Write out every entry precisely as given, leaving the pictures out.

## INFORMATION SHOWN

[Begin]

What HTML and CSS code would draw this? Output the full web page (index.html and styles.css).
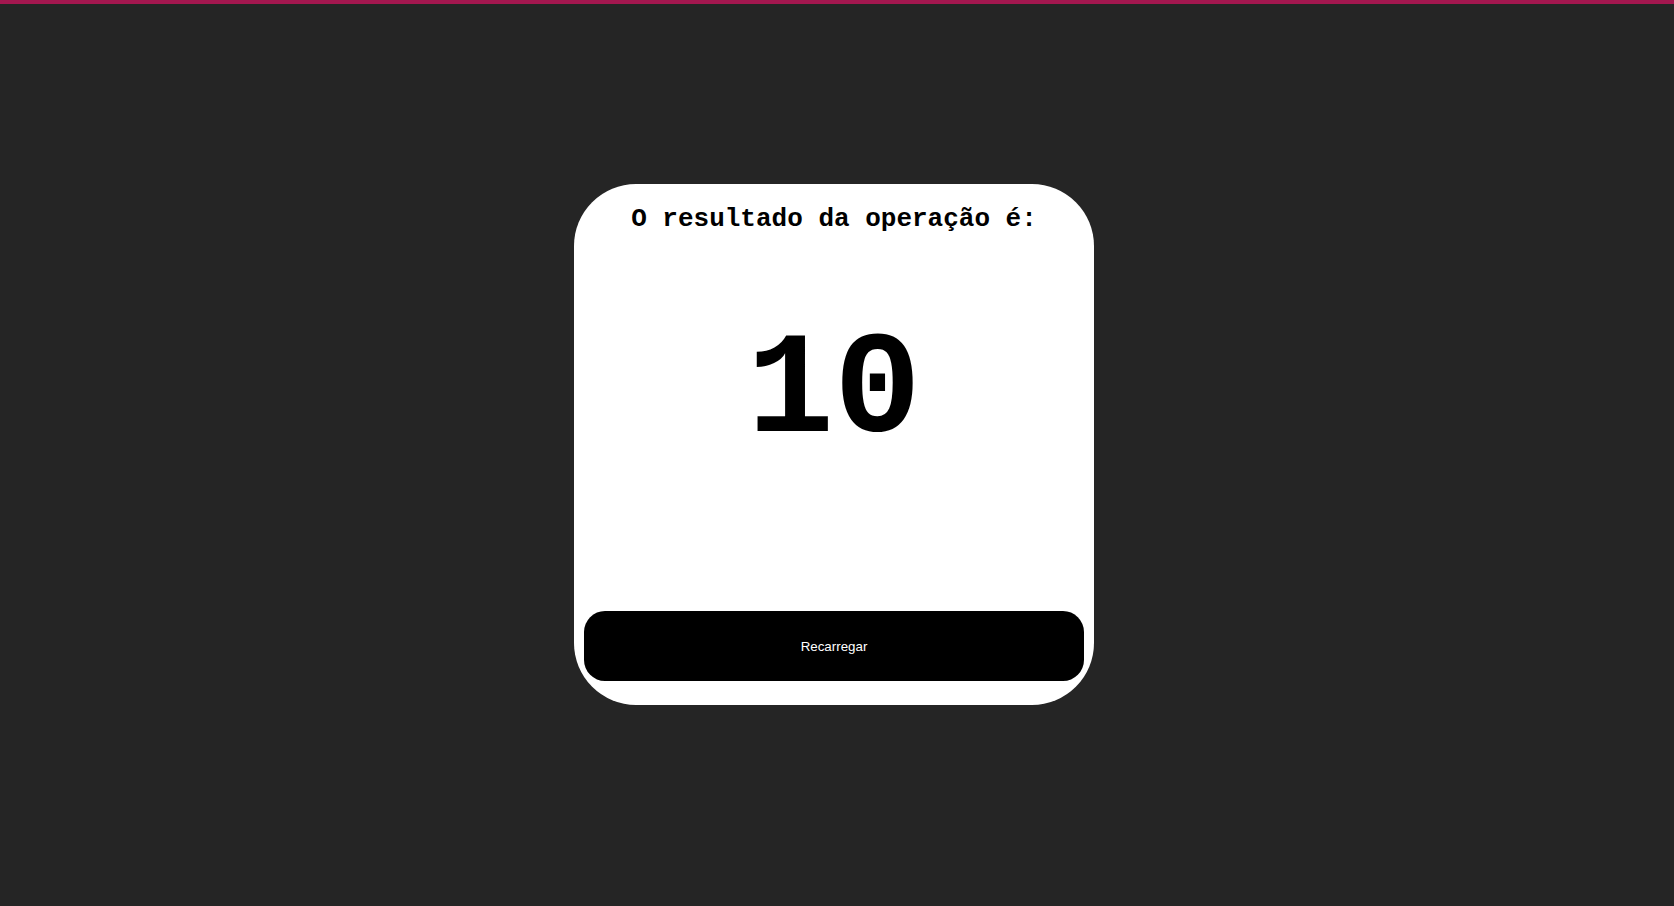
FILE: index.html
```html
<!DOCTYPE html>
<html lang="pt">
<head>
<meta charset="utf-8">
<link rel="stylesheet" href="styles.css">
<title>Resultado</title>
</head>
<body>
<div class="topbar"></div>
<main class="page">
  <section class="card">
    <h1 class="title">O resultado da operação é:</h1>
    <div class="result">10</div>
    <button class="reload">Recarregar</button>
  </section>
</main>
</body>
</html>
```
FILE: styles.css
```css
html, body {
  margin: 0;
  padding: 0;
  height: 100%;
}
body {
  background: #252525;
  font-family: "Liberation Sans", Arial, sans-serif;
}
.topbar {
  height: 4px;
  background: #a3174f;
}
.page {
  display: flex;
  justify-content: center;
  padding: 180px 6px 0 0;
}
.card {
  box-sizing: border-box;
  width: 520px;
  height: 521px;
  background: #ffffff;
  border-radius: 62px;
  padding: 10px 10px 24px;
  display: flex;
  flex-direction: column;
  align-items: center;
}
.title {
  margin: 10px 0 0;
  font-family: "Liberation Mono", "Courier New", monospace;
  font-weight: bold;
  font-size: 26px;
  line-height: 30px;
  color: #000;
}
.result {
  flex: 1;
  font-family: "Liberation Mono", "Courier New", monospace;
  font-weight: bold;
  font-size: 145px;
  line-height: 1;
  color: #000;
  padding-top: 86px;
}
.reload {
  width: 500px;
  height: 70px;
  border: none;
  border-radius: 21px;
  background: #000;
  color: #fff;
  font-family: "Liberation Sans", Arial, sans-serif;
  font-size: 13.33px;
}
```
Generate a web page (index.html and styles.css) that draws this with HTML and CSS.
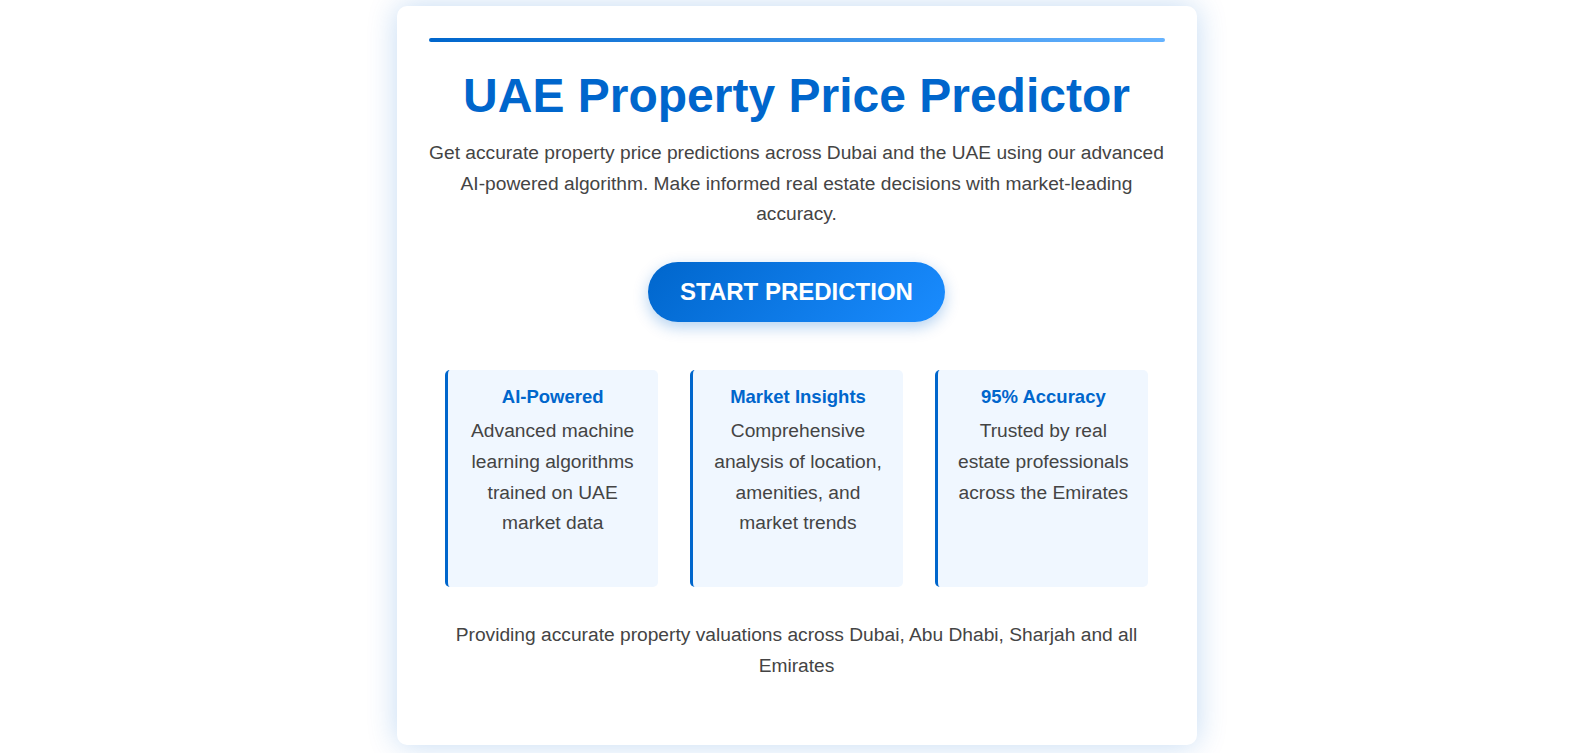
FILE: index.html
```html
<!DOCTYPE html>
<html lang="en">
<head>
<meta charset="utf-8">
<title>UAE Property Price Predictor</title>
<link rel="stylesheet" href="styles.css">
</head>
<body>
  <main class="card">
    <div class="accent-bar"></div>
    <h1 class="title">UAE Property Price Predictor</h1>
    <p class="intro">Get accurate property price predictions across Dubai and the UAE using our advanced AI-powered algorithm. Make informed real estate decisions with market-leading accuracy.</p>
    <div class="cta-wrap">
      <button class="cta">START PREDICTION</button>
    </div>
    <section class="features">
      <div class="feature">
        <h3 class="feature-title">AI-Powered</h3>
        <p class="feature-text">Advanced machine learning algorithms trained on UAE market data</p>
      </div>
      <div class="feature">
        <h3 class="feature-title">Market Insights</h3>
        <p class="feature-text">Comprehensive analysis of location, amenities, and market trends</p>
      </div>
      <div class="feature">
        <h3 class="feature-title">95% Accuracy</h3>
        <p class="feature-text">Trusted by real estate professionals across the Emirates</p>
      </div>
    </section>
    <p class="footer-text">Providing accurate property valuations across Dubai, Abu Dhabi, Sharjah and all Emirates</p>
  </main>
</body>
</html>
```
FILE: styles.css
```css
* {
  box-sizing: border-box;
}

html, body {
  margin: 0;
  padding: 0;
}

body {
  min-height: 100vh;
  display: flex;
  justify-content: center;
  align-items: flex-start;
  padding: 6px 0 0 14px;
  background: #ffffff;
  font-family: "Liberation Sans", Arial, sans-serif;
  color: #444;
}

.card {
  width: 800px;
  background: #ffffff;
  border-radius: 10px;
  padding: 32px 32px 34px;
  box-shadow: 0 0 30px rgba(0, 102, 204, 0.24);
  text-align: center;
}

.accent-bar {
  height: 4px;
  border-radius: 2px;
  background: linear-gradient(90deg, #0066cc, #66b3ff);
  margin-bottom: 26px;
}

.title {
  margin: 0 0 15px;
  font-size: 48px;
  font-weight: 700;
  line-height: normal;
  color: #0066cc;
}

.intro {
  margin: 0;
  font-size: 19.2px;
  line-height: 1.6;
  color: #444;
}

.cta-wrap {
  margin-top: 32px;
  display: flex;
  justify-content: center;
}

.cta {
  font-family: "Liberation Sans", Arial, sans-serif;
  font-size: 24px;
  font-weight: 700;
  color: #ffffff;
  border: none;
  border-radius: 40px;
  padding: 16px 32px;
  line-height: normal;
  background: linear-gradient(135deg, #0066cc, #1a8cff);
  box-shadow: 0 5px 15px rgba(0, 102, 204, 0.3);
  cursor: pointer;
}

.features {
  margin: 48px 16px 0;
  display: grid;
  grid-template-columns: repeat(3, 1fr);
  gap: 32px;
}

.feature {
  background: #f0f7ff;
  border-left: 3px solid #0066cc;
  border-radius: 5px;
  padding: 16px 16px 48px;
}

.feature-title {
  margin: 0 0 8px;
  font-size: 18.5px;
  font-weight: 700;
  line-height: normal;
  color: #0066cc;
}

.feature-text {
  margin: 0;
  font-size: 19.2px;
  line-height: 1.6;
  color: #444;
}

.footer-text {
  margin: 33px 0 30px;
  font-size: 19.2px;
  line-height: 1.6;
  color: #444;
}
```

[End]

## CORRECT RESPONSE
What HTML and CSS code would draw this? Output the full web page (index.html and styles.css).
FILE: index.html
```html
<!DOCTYPE html>
<html lang="pt">
<head>
<meta charset="utf-8">
<link rel="stylesheet" href="styles.css">
<title>Resultado</title>
</head>
<body>
<div class="topbar"></div>
<main class="page">
  <section class="card">
    <h1 class="title">O resultado da operação é:</h1>
    <div class="result">10</div>
    <button class="reload">Recarregar</button>
  </section>
</main>
</body>
</html>
```
FILE: styles.css
```css
html, body {
  margin: 0;
  padding: 0;
  height: 100%;
}
body {
  background: #252525;
  font-family: "Liberation Sans", Arial, sans-serif;
}
.topbar {
  height: 4px;
  background: #a3174f;
}
.page {
  display: flex;
  justify-content: center;
  padding: 180px 6px 0 0;
}
.card {
  box-sizing: border-box;
  width: 520px;
  height: 521px;
  background: #ffffff;
  border-radius: 62px;
  padding: 10px 10px 24px;
  display: flex;
  flex-direction: column;
  align-items: center;
}
.title {
  margin: 10px 0 0;
  font-family: "Liberation Mono", "Courier New", monospace;
  font-weight: bold;
  font-size: 26px;
  line-height: 30px;
  color: #000;
}
.result {
  flex: 1;
  font-family: "Liberation Mono", "Courier New", monospace;
  font-weight: bold;
  font-size: 145px;
  line-height: 1;
  color: #000;
  padding-top: 86px;
}
.reload {
  width: 500px;
  height: 70px;
  border: none;
  border-radius: 21px;
  background: #000;
  color: #fff;
  font-family: "Liberation Sans", Arial, sans-serif;
  font-size: 13.33px;
}
```
Generate a web page (index.html and styles.css) that draws this with HTML and CSS.
FILE: index.html
```html
<!DOCTYPE html>
<html lang="en">
<head>
<meta charset="utf-8">
<title>UAE Property Price Predictor</title>
<link rel="stylesheet" href="styles.css">
</head>
<body>
  <main class="card">
    <div class="accent-bar"></div>
    <h1 class="title">UAE Property Price Predictor</h1>
    <p class="intro">Get accurate property price predictions across Dubai and the UAE using our advanced AI-powered algorithm. Make informed real estate decisions with market-leading accuracy.</p>
    <div class="cta-wrap">
      <button class="cta">START PREDICTION</button>
    </div>
    <section class="features">
      <div class="feature">
        <h3 class="feature-title">AI-Powered</h3>
        <p class="feature-text">Advanced machine learning algorithms trained on UAE market data</p>
      </div>
      <div class="feature">
        <h3 class="feature-title">Market Insights</h3>
        <p class="feature-text">Comprehensive analysis of location, amenities, and market trends</p>
      </div>
      <div class="feature">
        <h3 class="feature-title">95% Accuracy</h3>
        <p class="feature-text">Trusted by real estate professionals across the Emirates</p>
      </div>
    </section>
    <p class="footer-text">Providing accurate property valuations across Dubai, Abu Dhabi, Sharjah and all Emirates</p>
  </main>
</body>
</html>
```
FILE: styles.css
```css
* {
  box-sizing: border-box;
}

html, body {
  margin: 0;
  padding: 0;
}

body {
  min-height: 100vh;
  display: flex;
  justify-content: center;
  align-items: flex-start;
  padding: 6px 0 0 14px;
  background: #ffffff;
  font-family: "Liberation Sans", Arial, sans-serif;
  color: #444;
}

.card {
  width: 800px;
  background: #ffffff;
  border-radius: 10px;
  padding: 32px 32px 34px;
  box-shadow: 0 0 30px rgba(0, 102, 204, 0.24);
  text-align: center;
}

.accent-bar {
  height: 4px;
  border-radius: 2px;
  background: linear-gradient(90deg, #0066cc, #66b3ff);
  margin-bottom: 26px;
}

.title {
  margin: 0 0 15px;
  font-size: 48px;
  font-weight: 700;
  line-height: normal;
  color: #0066cc;
}

.intro {
  margin: 0;
  font-size: 19.2px;
  line-height: 1.6;
  color: #444;
}

.cta-wrap {
  margin-top: 32px;
  display: flex;
  justify-content: center;
}

.cta {
  font-family: "Liberation Sans", Arial, sans-serif;
  font-size: 24px;
  font-weight: 700;
  color: #ffffff;
  border: none;
  border-radius: 40px;
  padding: 16px 32px;
  line-height: normal;
  background: linear-gradient(135deg, #0066cc, #1a8cff);
  box-shadow: 0 5px 15px rgba(0, 102, 204, 0.3);
  cursor: pointer;
}

.features {
  margin: 48px 16px 0;
  display: grid;
  grid-template-columns: repeat(3, 1fr);
  gap: 32px;
}

.feature {
  background: #f0f7ff;
  border-left: 3px solid #0066cc;
  border-radius: 5px;
  padding: 16px 16px 48px;
}

.feature-title {
  margin: 0 0 8px;
  font-size: 18.5px;
  font-weight: 700;
  line-height: normal;
  color: #0066cc;
}

.feature-text {
  margin: 0;
  font-size: 19.2px;
  line-height: 1.6;
  color: #444;
}

.footer-text {
  margin: 33px 0 30px;
  font-size: 19.2px;
  line-height: 1.6;
  color: #444;
}
```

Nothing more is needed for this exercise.